--- start of RECORDS FOR THIS TASK ---

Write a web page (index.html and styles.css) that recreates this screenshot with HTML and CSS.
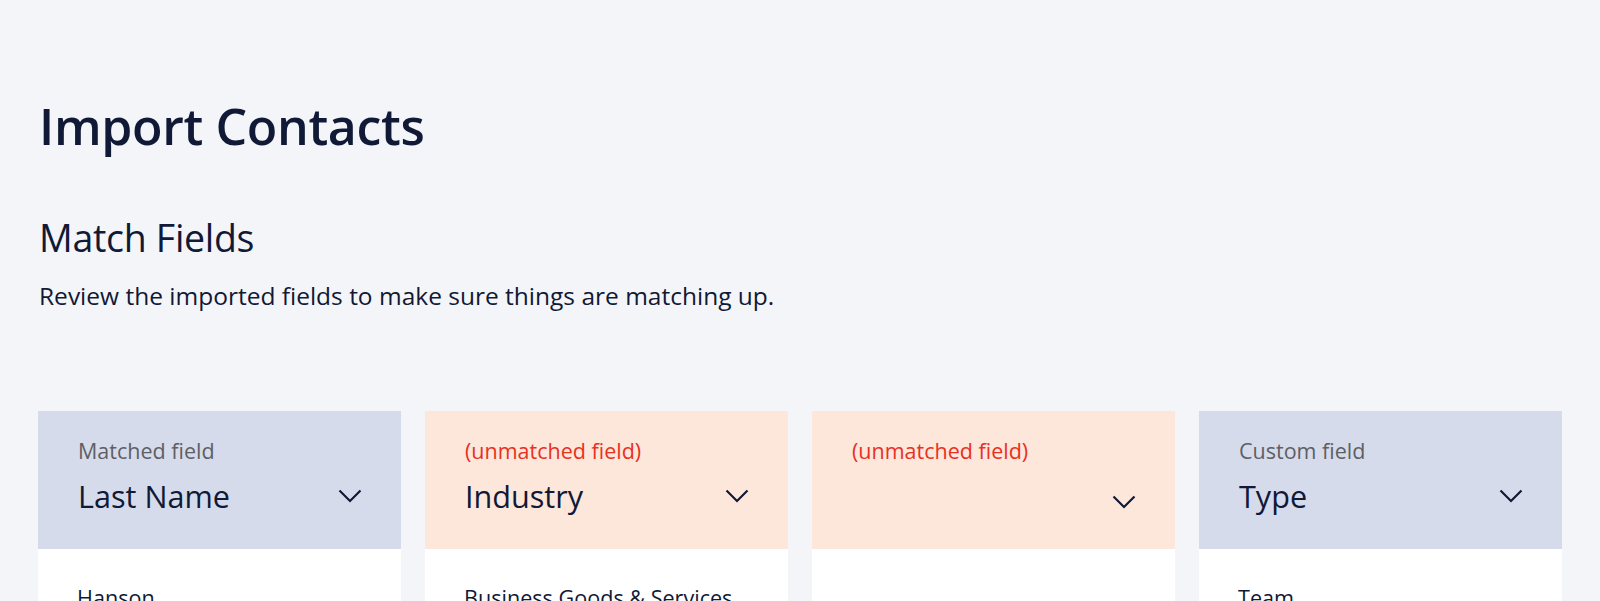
FILE: index.html
```html
<!DOCTYPE html>
<html lang="en">
<head>
<meta charset="utf-8">
<title>Import Contacts</title>
<link rel="stylesheet" href="styles.css">
</head>
<body>
<main class="page">
  <h1 class="title">Import Contacts</h1>
  <section class="intro">
    <h2 class="subtitle">Match Fields</h2>
    <p class="desc">Review the imported fields to make sure things are matching up.</p>
  </section>
  <div class="columns">
    <div class="col">
      <div class="col-head matched">
        <div class="label">Matched field</div>
        <div class="select">
          <span class="value">Last Name</span>
          <svg class="chev" viewBox="0 0 24 14" width="24" height="14"><path d="M1.5 1.5 L12 12 L22.5 1.5" fill="none" stroke="#101935" stroke-width="2.2"/></svg>
        </div>
      </div>
      <div class="col-body">
        <div class="cell">Hanson</div>
        <div class="cell">Miller</div>
      </div>
    </div>
    <div class="col">
      <div class="col-head unmatched">
        <div class="label red">(unmatched field)</div>
        <div class="select">
          <span class="value">Industry</span>
          <svg class="chev" viewBox="0 0 24 14" width="24" height="14"><path d="M1.5 1.5 L12 12 L22.5 1.5" fill="none" stroke="#101935" stroke-width="2.2"/></svg>
        </div>
      </div>
      <div class="col-body">
        <div class="cell">Business Goods &amp; Services</div>
        <div class="cell">Retail</div>
      </div>
    </div>
    <div class="col">
      <div class="col-head unmatched">
        <div class="label red">(unmatched field)</div>
        <div class="select empty">
          <span class="value"></span>
          <svg class="chev" viewBox="0 0 24 14" width="24" height="14"><path d="M1.5 1.5 L12 12 L22.5 1.5" fill="none" stroke="#101935" stroke-width="2.2"/></svg>
        </div>
      </div>
      <div class="col-body">
        <div class="cell">&nbsp;</div>
        <div class="cell">&nbsp;</div>
      </div>
    </div>
    <div class="col">
      <div class="col-head matched">
        <div class="label">Custom field</div>
        <div class="select">
          <span class="value">Type</span>
          <svg class="chev" viewBox="0 0 24 14" width="24" height="14"><path d="M1.5 1.5 L12 12 L22.5 1.5" fill="none" stroke="#101935" stroke-width="2.2"/></svg>
        </div>
      </div>
      <div class="col-body">
        <div class="cell">Team</div>
        <div class="cell">Partner</div>
      </div>
    </div>
  </div>
</main>
</body>
</html>
```
FILE: styles.css
```css
* { box-sizing: border-box; }
html, body { margin: 0; padding: 0; }
body {
  background: #f4f5f9;
  color: #101935;
  font-family: "Open Sans", "Noto Sans", sans-serif;
  overflow: hidden;
}
.page {
  padding: 98px 38px 0 38px;
}
.title {
  margin: 0 0 0 1px;
  font-size: 50px;
  line-height: 56px;
  font-weight: 600;
  letter-spacing: -0.35px;
}
.intro {
  margin-top: 64px;
}
.subtitle {
  margin: 0 0 0 1px;
  font-size: 37.5px;
  line-height: 40px;
  font-weight: 400;
  letter-spacing: -0.3px;
}
.desc {
  margin: 23px 0 0 1px;
  font-size: 24.5px;
  line-height: 30px;
}
.columns {
  margin-top: 100px;
  display: grid;
  grid-template-columns: repeat(4, 1fr);
  gap: 24px;
}
.col { display: flex; flex-direction: column; }
.col-head {
  height: 138px;
  padding: 27px 40px 0 40px;
}
.matched { background: #d6dbec; }
.unmatched { background: #fde6da; }
.label {
  font-size: 21.5px;
  line-height: 26px;
  color: #5e5f64;
}
.label.red { color: #e8311f; }
.select {
  margin-top: 10px;
  display: flex;
  align-items: center;
  justify-content: space-between;
  height: 44px;
}
.value {
  font-size: 30.6px;
  line-height: 44px;
}
.chev { flex: none; margin-right: -1px; }
.select.empty .chev { margin-top: 12px; }
.col-body {
  background: #fff;
  padding: 30px 40px 20px 39px;
}
.cell {
  font-size: 21.6px;
  line-height: 30px;
  padding: 4px 0;
}
```
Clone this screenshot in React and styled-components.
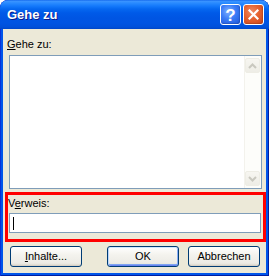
import React from "react";
import styled, { createGlobalStyle } from "styled-components";

const Global = createGlobalStyle`
  html, body { margin: 0; padding: 0; background: #ffffff; }
  body { font-family: "Liberation Sans", Arial, sans-serif; }
`;

const Window = styled.div`
  width: 269px;
  height: 276px;
  box-sizing: border-box;
  display: flex;
  flex-direction: column;
  border-radius: 8px 8px 0 0;
  background: #0055ea;
  box-shadow: inset 1px 0 #0831d9, inset -1px 0 #001ea0, inset 0 -1px #001ea0;
  overflow: hidden;
`;

const TitleBar = styled.div`
  height: 29px;
  flex: none;
  display: flex;
  align-items: center;
  padding: 0 5px 0 7px;
  box-sizing: border-box;
  background: linear-gradient(
    to bottom,
    #0a5ee8 0px,
    #3d95ff 1px,
    #2a8bff 3px,
    #1479fb 6px,
    #0567f0 9px,
    #005ae8 13px,
    #0055e3 18px,
    #0054e2 23px,
    #0050da 27px,
    #0046c8 29px
  );
  border-radius: 8px 8px 0 0;
`;

const Title = styled.div`
  flex: 1;
  color: #ffffff;
  font-family: "Liberation Sans", Arial, sans-serif;
  font-weight: bold;
  font-size: 13px;
  line-height: 16px;
  text-shadow: 1px 1px 0 #0c1a8a;
  padding-top: 1px;
`;

const CaptionButton = styled.div`
  width: 21px;
  height: 21px;
  box-sizing: border-box;
  border: 1px solid #ffffff;
  border-radius: 3px;
  margin-left: 2px;
  display: flex;
  align-items: center;
  justify-content: center;
  color: #ffffff;
  background: ${(p) =>
    p.$kind === "close"
      ? "radial-gradient(circle at 40% 35%, #f08a63 0%, #e5622f 45%, #c8431a 100%)"
      : "radial-gradient(circle at 40% 35%, #7eb0ff 0%, #3b7cf6 45%, #1d55d8 100%)"};
  box-shadow: inset -1px -1px 1px rgba(0, 0, 0, 0.15);
`;

const HelpGlyph = styled.span`
  font-family: "Liberation Sans", Arial, sans-serif;
  font-weight: bold;
  font-size: 17px;
  line-height: 17px;
  margin-top: 1px;
`;

const Client = styled.div`
  flex: 1;
  margin: 0 3px 3px 3px;
  background: #ece9d8;
  display: flex;
  flex-direction: column;
  font-family: "Liberation Sans", Arial, sans-serif;
  font-size: 11px;
  color: #000000;
`;

const Label = styled.div`
  height: 13px;
  line-height: 13px;
  margin: ${(p) => p.$margin};
  u { text-decoration: underline; text-underline-offset: 1px; }
`;

const ListBox = styled.div`
  margin: 4px 0 0 6px;
  width: 253px;
  height: 134px;
  box-sizing: border-box;
  border: 1px solid #7f9db9;
  background: #ffffff;
  display: flex;
  justify-content: flex-end;
`;

const ScrollTrack = styled.div`
  width: 17px;
  display: flex;
  flex-direction: column;
  justify-content: space-between;
  padding: 2px 1px 2px 0;
  box-sizing: border-box;
  background: #fdfdfa;
  border-left: 1px solid #f3f2ec;
`;

const ScrollButton = styled.div`
  width: 15px;
  height: 15px;
  box-sizing: border-box;
  border: 1px solid #eeede5;
  border-radius: 2px;
  background: linear-gradient(to bottom, #f7f6f1, #eeede6);
  display: flex;
  align-items: center;
  justify-content: center;
`;

const Highlight = styled.div`
  margin: 3px 0 0 2px;
  width: 261px;
  height: 50px;
  box-sizing: border-box;
  border: 3px solid #ff0000;
  display: flex;
  flex-direction: column;
`;

const Input = styled.div`
  margin: 3px 0 0 1px;
  width: 252px;
  height: 20px;
  box-sizing: border-box;
  border: 1px solid #7f9db9;
  background: #ffffff;
  display: flex;
  align-items: center;
  padding-left: 3px;
`;

const Caret = styled.div`
  width: 1px;
  height: 13px;
  background: #000000;
`;

const ButtonRow = styled.div`
  margin: 4px 0 0 7px;
  display: flex;
  height: 21px;
`;

const Button = styled.div`
  width: 72px;
  height: 21px;
  box-sizing: border-box;
  margin-left: ${(p) => p.$gap || 0}px;
  border: 1px solid #003c74;
  border-radius: 3px;
  display: flex;
  align-items: center;
  justify-content: center;
  background: linear-gradient(to bottom, #ffffff 0%, #f4f3ee 40%, #ecebe5 85%, #d8d3c6 100%);
  box-shadow: ${(p) =>
    p.$default
      ? "inset 0 1px #cee7ff, inset 1px 0 #b8d5fd, inset -1px 0 #89adf4, inset 0 -1px #6982ee, inset 0 -2px #7ea4f1"
      : "inset 0 -1px #d6d0c5"};
  line-height: 13px;
  u { text-decoration: underline; text-underline-offset: 1px; }
`;

const ChevronUp = () => (
  <svg width="9" height="6" viewBox="0 0 9 6">
    <path d="M1 5 L4.5 1.5 L8 5" fill="none" stroke="#c9c8bf" strokeWidth="2" />
  </svg>
);

const ChevronDown = () => (
  <svg width="9" height="6" viewBox="0 0 9 6">
    <path d="M1 1 L4.5 4.5 L8 1" fill="none" stroke="#c9c8bf" strokeWidth="2" />
  </svg>
);

const CloseX = () => (
  <svg width="11" height="11" viewBox="0 0 11 11">
    <path d="M1.5 1.5 L9.5 9.5 M9.5 1.5 L1.5 9.5" stroke="#ffffff" strokeWidth="2.2" strokeLinecap="square" />
  </svg>
);

export default function App() {
  return (
    <>
      <Global />
      <Window>
        <TitleBar>
          <Title>Gehe zu</Title>
          <CaptionButton $kind="help">
            <HelpGlyph>?</HelpGlyph>
          </CaptionButton>
          <CaptionButton $kind="close">
            <CloseX />
          </CaptionButton>
        </TitleBar>
        <Client>
          <Label $margin="9px 0 0 4px">
            <u>G</u>ehe zu:
          </Label>
          <ListBox>
            <ScrollTrack>
              <ScrollButton>
                <ChevronUp />
              </ScrollButton>
              <ScrollButton>
                <ChevronDown />
              </ScrollButton>
            </ScrollTrack>
          </ListBox>
          <Highlight>
            <Label $margin="2px 0 0 0">
              V<u>e</u>rweis:
            </Label>
            <Input>
              <Caret />
            </Input>
          </Highlight>
          <ButtonRow>
            <Button>
              <span>
                <u>I</u>nhalte...
              </span>
            </Button>
            <Button $gap={25} $default>
              OK
            </Button>
            <Button $gap={9}>Abbrechen</Button>
          </ButtonRow>
        </Client>
      </Window>
    </>
  );
}
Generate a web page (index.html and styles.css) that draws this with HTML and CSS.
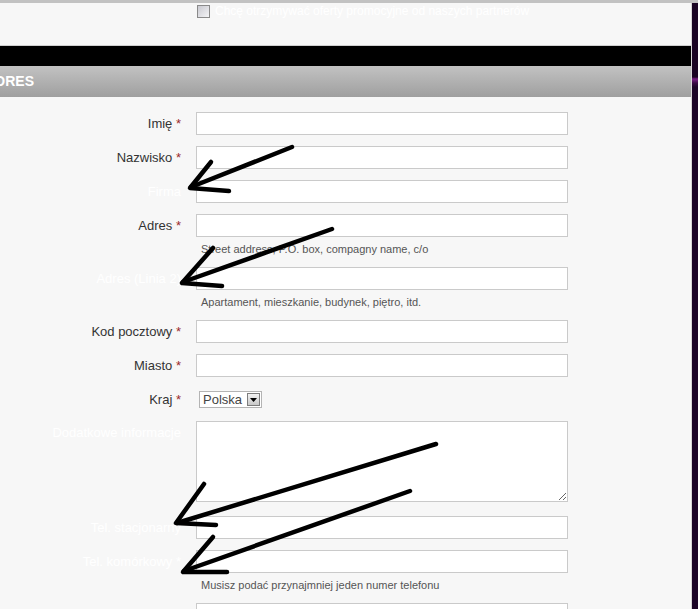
FILE: index.html
```html
<!DOCTYPE html>
<html lang="pl">
<head>
  <meta charset="UTF-8">
  <meta name="viewport" content="width=device-width, initial-scale=1">
  <title>Adres</title>
  <link rel="stylesheet" href="styles.css">
</head>
<body>
  <div class="topline"></div>
  <div class="page">
    <div class="panel">
      <div class="optin">
        <label class="optin-label"><input type="checkbox" class="optin-check">Chcę otrzymywać oferty promocyjne od naszych partnerów</label>
      </div>
      <div class="blackbar"></div>
      <h2 class="section-head">ADRES</h2>
      <form class="address-form">
        <div class="row">
          <label class="field-label">Imię <span class="req">*</span></label>
          <input type="text" class="field-input">
        </div>
        <div class="row">
          <label class="field-label">Nazwisko <span class="req">*</span></label>
          <input type="text" class="field-input">
        </div>
        <div class="row">
          <label class="field-label faint">Firma</label>
          <input type="text" class="field-input">
        </div>
        <div class="row">
          <label class="field-label">Adres <span class="req">*</span></label>
          <input type="text" class="field-input">
          <div class="hint">Street address, P.O. box, compagny name, c/o</div>
        </div>
        <div class="row">
          <label class="field-label faint">Adres (Linia 2)</label>
          <input type="text" class="field-input">
          <div class="hint">Apartament, mieszkanie, budynek, piętro, itd.</div>
        </div>
        <div class="row">
          <label class="field-label">Kod pocztowy <span class="req">*</span></label>
          <input type="text" class="field-input">
        </div>
        <div class="row">
          <label class="field-label">Miasto <span class="req">*</span></label>
          <input type="text" class="field-input">
        </div>
        <div class="row row-short">
          <label class="field-label">Kraj <span class="req">*</span></label>
          <div class="select-box">
            <select class="country">
              <option>Polska</option>
            </select>
            <span class="select-btn">
              <svg width="7" height="4" viewBox="0 0 7 4"><path d="M0 0h7L3.5 4z" fill="#000"/></svg>
            </span>
          </div>
        </div>
        <div class="row row-tall">
          <label class="field-label faint">Dodatkowe informacje</label>
          <textarea class="field-area"></textarea>
        </div>
        <div class="row">
          <label class="field-label faint">Tel. stacjonarny</label>
          <input type="text" class="field-input">
        </div>
        <div class="row">
          <label class="field-label faint">Tel. komórkowy *</label>
          <input type="text" class="field-input">
          <div class="hint">Musisz podać przynajmniej jeden numer telefonu</div>
        </div>
        <div class="row">
          <label class="field-label faint"></label>
          <input type="text" class="field-input">
        </div>
      </form>
    </div>
    <div class="backdrop"></div>
  </div>

  <!-- strzałki narysowane na zrzucie -->
  <svg class="arrows" width="698" height="609" viewBox="0 0 698 609">
    <g fill="none" stroke="#000" stroke-width="4.5" stroke-linecap="round" stroke-linejoin="round">
      <path d="M292 147 L191 187"/>
      <path d="M211 162 L190 188 L229 191"/>
      <path d="M332 229 L183 282"/>
      <path d="M213 248 L182 283 L222 286"/>
      <path d="M436 444 L177 523"/>
      <path d="M204 484 L176 523 L216 525"/>
      <path d="M410 491 L184 571"/>
      <path d="M213 537 L183 572 L227 572"/>
    </g>
  </svg>
</body>
</html>
```

FILE: styles.css
```css
body {
  margin: 0;
  font-family: "Liberation Sans", Arial, sans-serif;
  background: #1c0528;
  overflow: hidden;
  position: relative;
}
.topline {
  height: 3px;
  background: #c2c2c2;
}
.page {
  display: flex;
  height: 606px;
}
.panel {
  width: 691px;
  border-right: 1px solid #d6d6d6;
  background: #f7f7f7;
}
.backdrop {
  flex: 1;
  background: linear-gradient(#1a0424 0, #1a0424 74px, #7a1f86 76px, #3a0a45 80px, #1c0528 84px, #1c0528 100%);
}
.optin {
  height: 43px;
  border-bottom: 1px solid #cfcfcf;
  padding: 2px 0 0 197px;
  box-sizing: border-box;
}
.optin-label {
  display: flex;
  align-items: center;
  gap: 5px;
  color: #fff;
  font-size: 12px;
  line-height: 13px;
}
.optin-check {
  appearance: none;
  margin: 0;
  width: 13px;
  height: 13px;
  border: 1px solid #8a8a8a;
  background: linear-gradient(135deg, #c9c9d0, #f4f4f6);
  box-sizing: border-box;
}
.blackbar {
  height: 20px;
  background: #000;
}
.section-head {
  margin: 0;
  height: 31px;
  line-height: 31px;
  font-size: 14px;
  font-weight: bold;
  color: #fff;
  text-indent: -15px;
  background: linear-gradient(#c2c2c2, #9f9f9f);
}
.address-form {
  display: flex;
  flex-direction: column;
  gap: 11px;
  padding-top: 15px;
}
.row {
  display: grid;
  grid-template-columns: 181px 372px;
  column-gap: 15px;
  align-items: start;
}
.row-short {
  height: 22px;
}
.row-tall {
  margin-bottom: 3px;
}
.field-label {
  text-align: right;
  font-size: 13px;
  line-height: 22px;
  padding-top: 1px;
  color: #333;
}
.row-short .field-label {
  line-height: 21px;
}
.field-label.faint {
  color: #fff;
}
.req {
  color: #9b2a2a;
}
.field-input {
  display: block;
  width: 372px;
  height: 23px;
  margin: 0;
  border: 1px solid #cacaca;
  background: #fff;
  box-sizing: border-box;
}
.field-area {
  display: block;
  width: 372px;
  height: 81px;
  margin: 0;
  border: 1px solid #cacaca;
  background: #fff;
  box-sizing: border-box;
}
.hint {
  grid-column: 2;
  margin-top: 6px;
  padding-left: 5px;
  font-size: 11px;
  line-height: 13px;
  color: #555;
}
.select-box {
  display: flex;
  align-items: center;
  width: 63px;
  height: 17px;
  margin: 3px 0 0 3px;
  border: 1px solid #b4b4b4;
  background: #fff;
  box-sizing: border-box;
}
.country {
  appearance: none;
  flex: 1;
  border: 0;
  padding: 0 0 0 3px;
  background: transparent;
  font-family: "Liberation Sans", Arial, sans-serif;
  font-size: 13px;
  color: #444;
  outline: none;
}
.select-btn {
  display: flex;
  align-items: center;
  justify-content: center;
  width: 13px;
  height: 13px;
  margin-right: 1px;
  border: 1px solid #7d7d7d;
  background: linear-gradient(#f2f2f2, #c8c8c8);
  box-sizing: border-box;
}
.arrows {
  position: absolute;
  top: 0;
  left: 0;
  pointer-events: none;
}
```
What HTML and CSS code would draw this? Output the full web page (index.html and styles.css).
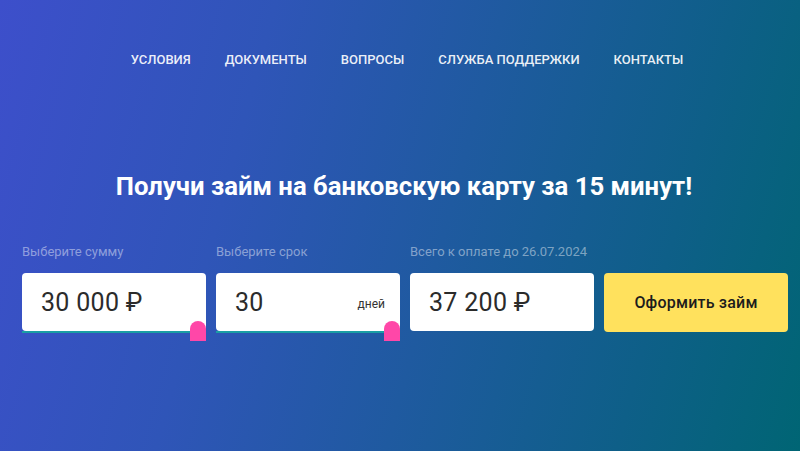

--- end of RECORDS FOR THIS TASK ---

__REQUIREMENT__
Look through the data above. Each line containing the word "styles" needs to be copied.

__THE OUTPUT__
Write a web page (index.html and styles.css) that recreates this screenshot with HTML and CSS.
<link rel="stylesheet" href="styles.css">
FILE: styles.css
Generate a web page (index.html and styles.css) that draws this with HTML and CSS.
  <link rel="stylesheet" href="styles.css">
FILE: styles.css
What HTML and CSS code would draw this? Output the full web page (index.html and styles.css).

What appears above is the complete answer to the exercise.